Various Pants

fancy-, under-, cranky-, crafty-. So varied!

Where to place the blame.

February6

I’m feeling sort of cranky with sewing since late last evening; I’m working on a wool skirt that’s fine, I guess, it’s just not exceeding my expectations. And though I’m getting better at not doing this, honest, it’s still very natural for me to swoop down and make enormous (negative) generalizations about my abilities and habits when something doesn’t turn out above and beyond utter perfection. Which, as you might suspect, does in fact happen.

See that little beaut? Although I didn’t cling fastidiously (or even basically) to said image while settling into a pattern and fabric and all that, this was the picture I had in mind when I decided I wanted to sew myself a yellow skirt. I bought a particular piece of fabric and then cut it out and started sewing on it; and now that I’m close enough to finishing it that I can easily compare the two, they are NOTHING alike and I sort of feel like a punk.

It makes me feel like a failure, like I don’t know how to make good decisions, like I think I can put less than complete thought processes into my wishes and just have it work out like magic. At worst? I feel petty and selfish and childish and ungrateful and lazy and whiny and conceited; and at best, well, who cares? If it’s possible to ascribe that whirlwind of total awfulness to my reactions, what kind of benefit could a silver lining have to offer? That’s my initial feeling, and while I wouldn’t recommend it to ya it does feel familiar to me; and I’m going to briefly entertain stepping away from it for a hot second. At best I feel like I could make a better go of it with a second try. I can try to deconstruct it into smaller pieces: the fabric, the interfacing, the piping, the pattern, all (all!) of which I’d change up if I wanted to for serious attempt a more accurate knockoff. Which would leave me with the current waistband facing and the lining and the zipper to use–in which case maybe I could squint real hard and see a wavy image of the real thing in the distance.

I’ve spent a fair bit of time on it so far, and it’s not awful or anything, but it does not look like that little cutie thing up there. Granted that cutie little thing up there is like 16″ long or some nonsense and is still for sale at Barney’s for $1,100, but I blindly assumed that I’d hit a little closer to “quirky take on a tailored classic” than “boring ass old republican lady who shops at dillard’s.” Guess not.

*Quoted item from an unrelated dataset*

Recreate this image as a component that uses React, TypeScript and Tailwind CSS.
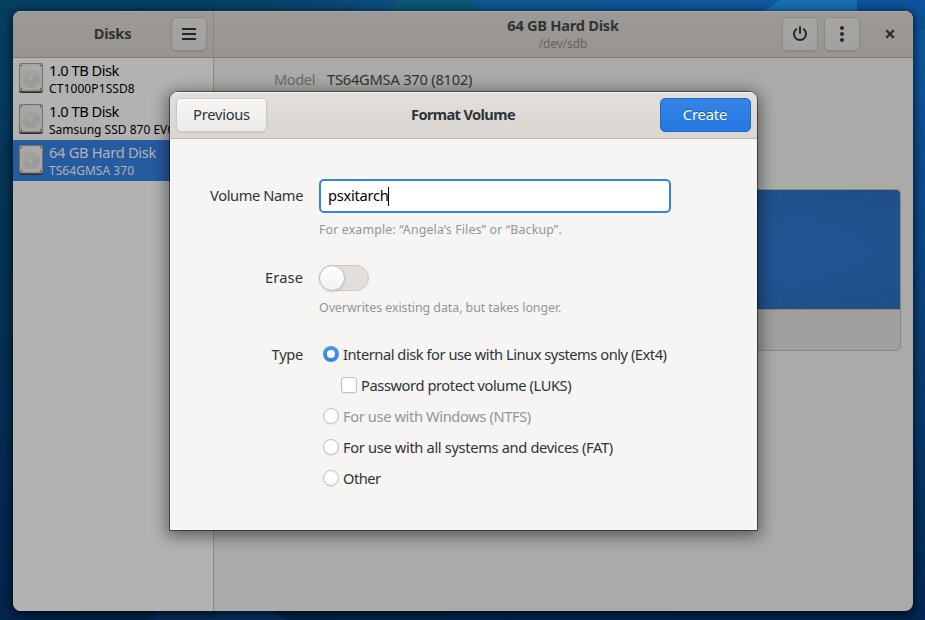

In all fairness there’s more going on here, and I know that; it’s just tempting to make extreme associations between the decisions that I halfheartedly follow through with and the admittedly unfair (and off the mark) consequences of the results.  So what, you want a trickle of generosity toward myself? FINE.

If nothing else, I feel pretty good about the fit of the skirt itself (which I do not have a picture of just yet). It’s a nice color, and though the lining doesn’t allow enough opacity for me to wear my blue stripey underpants with it, it’ll be a good excuse to get some better-fitting nude options. (Ooh! TMI! now you have some G-rated knowledge of my underpants drawer.)

I also decided to add piping to the waistband yoke, side seams and bottom hem, and I learned that slicing up 1″ bias strips of a spongy wool is actually easier than I anticipated: it took to the rotary cutter better than some of the cottons I’ve used in the past. I opted for a smaller upholstery-sized cord, which I now know was too much. Matter of fact, I probably could’ve used a whole lotta nothing in there, just folded the tape in half, and it would’ve been totally fine (and I might not feel like such a sofa cushion while wearing it). The interfacing in the waistband yoke might also be too heavy, but it’ll do. I like the contrast facing I added and the lining attached with no problem, and I am a sucker for lined skirts and funky little prints snuck in whenever possible.

Also I did a pretty good job of matching the piping across the zip, and the back vents are even and a good depth, and because this is a thick wool it’ll be warm with tights. (Even if it does make me look a little like margaret thatcher.)